During the four weeks he spent rigorously studying for the SATs, he fell in love with LUMS. To him the institution seemed otherworldly; its grand building, spacious classrooms and impressive teachers fascinated him.

“I never knew things could be so orderly and perfect; it was like I was in a foreign country,” he remarks.  “I felt very motivated to study hard and join the institution.”

But his herculean struggle with English often left him frustrated.

“I had always dismissed English as a colonial remnant in our country so I really struggled while preparing for the test.”

Yet with utmost dedication, Karrar managed to clear the screening exam at the end of the four-week training and was selected to take the SAT exams, sponsored by the university. After obtaining an impressive score in his SATs, Karrar got admitted in LUMS and was offered a full scholarship and a monthly stipend.

“I came to LUMS in very high spirits,” reminisces the bright student.

But Karrar, who had attended the NOP training program at LUMS during the quiet summer break, had never seen the institution in full semestral bloom. When he saw throngs of students, clad in western wear and fluent in English, emerging from every nook and cranny, his excitement gave way to culture shock.

“I was used to wearing shalwar kamiz, but at LUMS most people were wearing jeans. I would greet people by saying salaam, while the other students would ask ‘what’s up?’” he recollects in an amused tone.

Often feeling like a misfit during his first year at university, Karrar mostly spent his days with other NOP students. “But after a year I managed to befriend other students from Lyceum and Karachi Grammar school.”

He sheepishly adds, “After a year I figured out that ‘what’s up?’ is equivalent to saying salaam.”

Karrar graduated on the Dean’s honour list, with a cumulative grade point average of 3.7 and 3.68 in his majors, Maths and Economics, respectively.

“I got job offers in the banking industry after graduating but I turned them down because I wanted to tread an academic path,” he explains in a categorical tone.

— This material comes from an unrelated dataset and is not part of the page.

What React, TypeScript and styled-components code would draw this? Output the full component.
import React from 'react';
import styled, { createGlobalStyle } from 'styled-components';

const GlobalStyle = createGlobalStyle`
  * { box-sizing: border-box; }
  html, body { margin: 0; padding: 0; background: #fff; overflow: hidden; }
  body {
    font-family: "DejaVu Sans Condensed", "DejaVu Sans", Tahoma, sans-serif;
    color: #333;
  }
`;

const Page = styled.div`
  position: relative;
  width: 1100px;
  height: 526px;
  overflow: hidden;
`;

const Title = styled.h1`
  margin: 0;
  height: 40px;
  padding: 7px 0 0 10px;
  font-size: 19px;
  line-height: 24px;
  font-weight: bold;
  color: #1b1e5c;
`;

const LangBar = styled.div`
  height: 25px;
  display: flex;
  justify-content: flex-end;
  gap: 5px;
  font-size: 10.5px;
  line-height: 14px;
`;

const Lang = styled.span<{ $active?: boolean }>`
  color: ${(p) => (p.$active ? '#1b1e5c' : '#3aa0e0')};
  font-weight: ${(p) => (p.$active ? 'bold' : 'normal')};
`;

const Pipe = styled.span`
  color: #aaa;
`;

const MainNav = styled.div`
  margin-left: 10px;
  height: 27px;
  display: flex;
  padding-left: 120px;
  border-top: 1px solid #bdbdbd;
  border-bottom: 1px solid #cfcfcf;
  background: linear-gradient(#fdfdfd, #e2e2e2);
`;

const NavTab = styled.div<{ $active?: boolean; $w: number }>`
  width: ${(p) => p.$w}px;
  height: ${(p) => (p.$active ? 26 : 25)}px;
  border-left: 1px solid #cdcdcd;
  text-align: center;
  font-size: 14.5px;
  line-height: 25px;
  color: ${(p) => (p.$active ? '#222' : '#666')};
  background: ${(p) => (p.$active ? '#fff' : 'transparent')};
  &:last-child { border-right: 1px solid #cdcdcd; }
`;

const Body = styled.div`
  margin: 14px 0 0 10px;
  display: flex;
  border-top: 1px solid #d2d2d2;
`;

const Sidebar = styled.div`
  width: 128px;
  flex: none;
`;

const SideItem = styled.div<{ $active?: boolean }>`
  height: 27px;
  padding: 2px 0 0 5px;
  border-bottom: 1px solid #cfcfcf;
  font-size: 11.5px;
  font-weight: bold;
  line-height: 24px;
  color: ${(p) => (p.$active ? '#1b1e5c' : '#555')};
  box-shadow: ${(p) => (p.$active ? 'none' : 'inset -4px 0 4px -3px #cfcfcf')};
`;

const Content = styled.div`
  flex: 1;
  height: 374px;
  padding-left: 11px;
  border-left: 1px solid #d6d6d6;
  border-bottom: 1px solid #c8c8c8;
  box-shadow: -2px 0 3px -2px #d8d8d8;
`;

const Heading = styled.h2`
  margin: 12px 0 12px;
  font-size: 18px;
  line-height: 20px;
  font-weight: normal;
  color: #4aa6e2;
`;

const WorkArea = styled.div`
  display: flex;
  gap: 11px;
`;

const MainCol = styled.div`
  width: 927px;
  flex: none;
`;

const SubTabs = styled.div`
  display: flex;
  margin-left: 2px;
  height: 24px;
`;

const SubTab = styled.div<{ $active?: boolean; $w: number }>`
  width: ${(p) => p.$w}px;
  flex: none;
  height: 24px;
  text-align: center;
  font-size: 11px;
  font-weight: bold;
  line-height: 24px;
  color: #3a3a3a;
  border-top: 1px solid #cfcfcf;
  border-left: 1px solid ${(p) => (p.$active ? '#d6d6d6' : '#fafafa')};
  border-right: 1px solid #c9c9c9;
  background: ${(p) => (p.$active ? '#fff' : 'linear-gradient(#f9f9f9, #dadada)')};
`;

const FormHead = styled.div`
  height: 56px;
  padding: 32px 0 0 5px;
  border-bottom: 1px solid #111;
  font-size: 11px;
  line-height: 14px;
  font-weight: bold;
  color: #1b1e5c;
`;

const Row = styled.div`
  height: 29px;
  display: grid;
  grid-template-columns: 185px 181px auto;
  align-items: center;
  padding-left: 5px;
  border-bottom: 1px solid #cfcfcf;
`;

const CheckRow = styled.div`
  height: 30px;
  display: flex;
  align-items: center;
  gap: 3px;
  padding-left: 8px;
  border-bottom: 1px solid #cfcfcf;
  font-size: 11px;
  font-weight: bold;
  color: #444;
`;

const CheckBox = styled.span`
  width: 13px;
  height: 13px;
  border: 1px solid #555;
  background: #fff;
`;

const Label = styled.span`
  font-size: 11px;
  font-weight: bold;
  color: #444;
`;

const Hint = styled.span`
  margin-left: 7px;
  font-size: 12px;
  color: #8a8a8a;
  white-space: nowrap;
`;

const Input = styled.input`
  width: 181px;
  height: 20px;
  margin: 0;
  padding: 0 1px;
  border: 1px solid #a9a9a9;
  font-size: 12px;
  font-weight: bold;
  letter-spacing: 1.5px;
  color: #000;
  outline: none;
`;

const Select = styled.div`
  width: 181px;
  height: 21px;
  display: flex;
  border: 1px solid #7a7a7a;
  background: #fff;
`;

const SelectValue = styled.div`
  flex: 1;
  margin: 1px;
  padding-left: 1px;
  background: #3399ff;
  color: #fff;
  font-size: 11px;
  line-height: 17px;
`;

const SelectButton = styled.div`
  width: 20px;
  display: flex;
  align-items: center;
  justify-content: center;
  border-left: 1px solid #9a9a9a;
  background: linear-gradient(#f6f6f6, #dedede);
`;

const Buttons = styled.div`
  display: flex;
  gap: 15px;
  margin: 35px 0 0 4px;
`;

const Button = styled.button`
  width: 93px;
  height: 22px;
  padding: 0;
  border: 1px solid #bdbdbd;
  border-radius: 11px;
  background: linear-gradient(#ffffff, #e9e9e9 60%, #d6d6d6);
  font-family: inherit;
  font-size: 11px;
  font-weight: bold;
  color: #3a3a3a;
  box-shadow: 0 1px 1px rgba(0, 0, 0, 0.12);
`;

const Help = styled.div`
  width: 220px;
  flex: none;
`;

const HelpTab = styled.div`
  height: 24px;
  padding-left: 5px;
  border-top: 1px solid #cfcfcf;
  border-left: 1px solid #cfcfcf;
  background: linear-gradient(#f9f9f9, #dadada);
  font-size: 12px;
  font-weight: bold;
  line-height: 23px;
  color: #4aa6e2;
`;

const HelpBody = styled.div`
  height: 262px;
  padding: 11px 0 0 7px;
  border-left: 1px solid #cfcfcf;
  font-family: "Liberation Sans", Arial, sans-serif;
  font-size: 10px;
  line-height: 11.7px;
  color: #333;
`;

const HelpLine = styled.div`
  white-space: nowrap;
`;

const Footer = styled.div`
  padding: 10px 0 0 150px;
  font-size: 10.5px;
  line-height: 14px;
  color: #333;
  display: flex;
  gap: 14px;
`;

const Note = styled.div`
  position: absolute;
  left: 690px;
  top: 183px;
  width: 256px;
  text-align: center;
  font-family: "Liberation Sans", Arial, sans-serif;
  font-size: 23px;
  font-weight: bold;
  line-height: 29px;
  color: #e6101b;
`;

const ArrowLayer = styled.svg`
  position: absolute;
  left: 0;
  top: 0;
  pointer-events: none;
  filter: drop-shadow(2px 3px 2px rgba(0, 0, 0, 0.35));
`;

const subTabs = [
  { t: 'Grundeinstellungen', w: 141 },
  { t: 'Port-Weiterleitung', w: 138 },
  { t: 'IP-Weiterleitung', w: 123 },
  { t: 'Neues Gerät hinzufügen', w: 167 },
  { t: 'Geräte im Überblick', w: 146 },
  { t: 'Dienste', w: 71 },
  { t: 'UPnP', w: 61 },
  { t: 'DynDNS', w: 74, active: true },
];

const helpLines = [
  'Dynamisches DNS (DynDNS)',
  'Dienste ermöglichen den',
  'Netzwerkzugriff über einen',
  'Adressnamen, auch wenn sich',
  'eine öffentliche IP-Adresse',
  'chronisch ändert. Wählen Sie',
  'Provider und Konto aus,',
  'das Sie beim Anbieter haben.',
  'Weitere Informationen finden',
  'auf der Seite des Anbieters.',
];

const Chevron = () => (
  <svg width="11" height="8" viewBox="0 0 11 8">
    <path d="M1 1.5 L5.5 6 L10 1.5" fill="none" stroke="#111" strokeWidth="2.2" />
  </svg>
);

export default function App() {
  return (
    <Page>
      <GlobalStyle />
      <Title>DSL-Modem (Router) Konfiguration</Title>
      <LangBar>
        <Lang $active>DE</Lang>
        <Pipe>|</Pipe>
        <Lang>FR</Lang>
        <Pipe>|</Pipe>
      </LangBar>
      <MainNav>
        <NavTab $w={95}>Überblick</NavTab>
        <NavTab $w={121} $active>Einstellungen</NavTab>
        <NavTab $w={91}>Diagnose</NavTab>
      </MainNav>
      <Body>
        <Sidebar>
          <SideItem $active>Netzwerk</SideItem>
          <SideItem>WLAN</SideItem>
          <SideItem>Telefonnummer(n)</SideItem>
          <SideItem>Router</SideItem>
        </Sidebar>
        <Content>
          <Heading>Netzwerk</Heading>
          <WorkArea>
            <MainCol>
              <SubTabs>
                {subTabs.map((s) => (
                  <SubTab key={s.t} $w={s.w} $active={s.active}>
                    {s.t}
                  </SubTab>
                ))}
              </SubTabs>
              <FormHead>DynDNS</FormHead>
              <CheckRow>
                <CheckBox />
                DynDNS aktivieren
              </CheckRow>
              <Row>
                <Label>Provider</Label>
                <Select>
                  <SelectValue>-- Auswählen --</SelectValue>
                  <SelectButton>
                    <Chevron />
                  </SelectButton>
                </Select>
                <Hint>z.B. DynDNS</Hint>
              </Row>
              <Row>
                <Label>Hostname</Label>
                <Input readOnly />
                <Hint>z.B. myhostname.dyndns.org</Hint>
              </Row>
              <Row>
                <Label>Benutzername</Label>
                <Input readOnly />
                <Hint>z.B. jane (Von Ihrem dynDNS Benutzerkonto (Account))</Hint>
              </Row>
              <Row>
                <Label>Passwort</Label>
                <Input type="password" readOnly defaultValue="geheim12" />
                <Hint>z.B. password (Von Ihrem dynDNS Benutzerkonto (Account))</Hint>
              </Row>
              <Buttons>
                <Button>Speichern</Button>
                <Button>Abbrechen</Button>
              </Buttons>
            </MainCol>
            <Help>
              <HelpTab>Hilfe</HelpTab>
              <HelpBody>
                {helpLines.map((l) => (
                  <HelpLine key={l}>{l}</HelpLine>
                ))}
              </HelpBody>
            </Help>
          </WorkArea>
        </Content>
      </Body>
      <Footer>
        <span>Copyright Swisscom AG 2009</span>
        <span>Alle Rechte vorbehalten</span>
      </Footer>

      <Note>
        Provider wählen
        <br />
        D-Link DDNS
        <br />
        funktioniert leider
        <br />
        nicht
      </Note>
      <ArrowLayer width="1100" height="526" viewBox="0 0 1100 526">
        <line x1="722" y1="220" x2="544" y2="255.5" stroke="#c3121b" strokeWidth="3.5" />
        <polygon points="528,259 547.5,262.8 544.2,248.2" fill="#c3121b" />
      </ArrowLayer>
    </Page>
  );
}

A year after graduating, Karrar got a Fulbright scholarship to study in the US.

“I simply told the interview panel that I want to come back to Balochistan after completing my studies. That’s where my home is; that’s where I belong,” he explains passionately.

But perhaps the most memorable moment in his life — an incident he recalls quite animatedly — was when he found out that he made it to Harvard University.

“I had no internet at home in Mariabad so I walked 15 minutes or so to a nearby internet cafe to check my email for Harvard’s decision,” he explains. “When I saw the acceptance email, I just thought it was too good to be true.”

Yet after he raced back home to reveal the news to his parents, his moment of rapture soon transformed into a session of lengthy clarification.

“My mother asked me what Harvard was and my father asked me to wait for potential offers by other universities” he says with a laugh. “It took a while to convince them that I got into the world’s top university.”

But ironically for a student, who was left disconcerted by the ‘westernised’ student body at LUMS, adjusting to life at an American institution was smooth sailing.

“After LUMS, I was very used to being around different types of people so studying and living in the US was not such a problem.”

Karrar completed his Master’s last year and is currently pursuing a PhD in Economics from the University of Southern California.

What does he want to do with all the knowledge he is amassing?

“I want to increase educational awareness in Balochistan—particularly amongst people from my community,” he says.

The young academic’s goal might seem like the reiteration of the clichéd promise of “development” that many educated Pakistan promise their country. However, Karrar is actually a first-hand witness of how education can revolutionize communities and places.

“Because of all that I achieved, my parents allowed my sister to get college education in Lahore and my brother got the motivation to get a scholarship to study in Australia,” he says with a hint of pride.

Karrar confesses that most of his family and friends cannot even comprehend what his life is like in the US. But he is fairly confident that after he returns, he can change that.

“I can make them realise the value of education,” he says.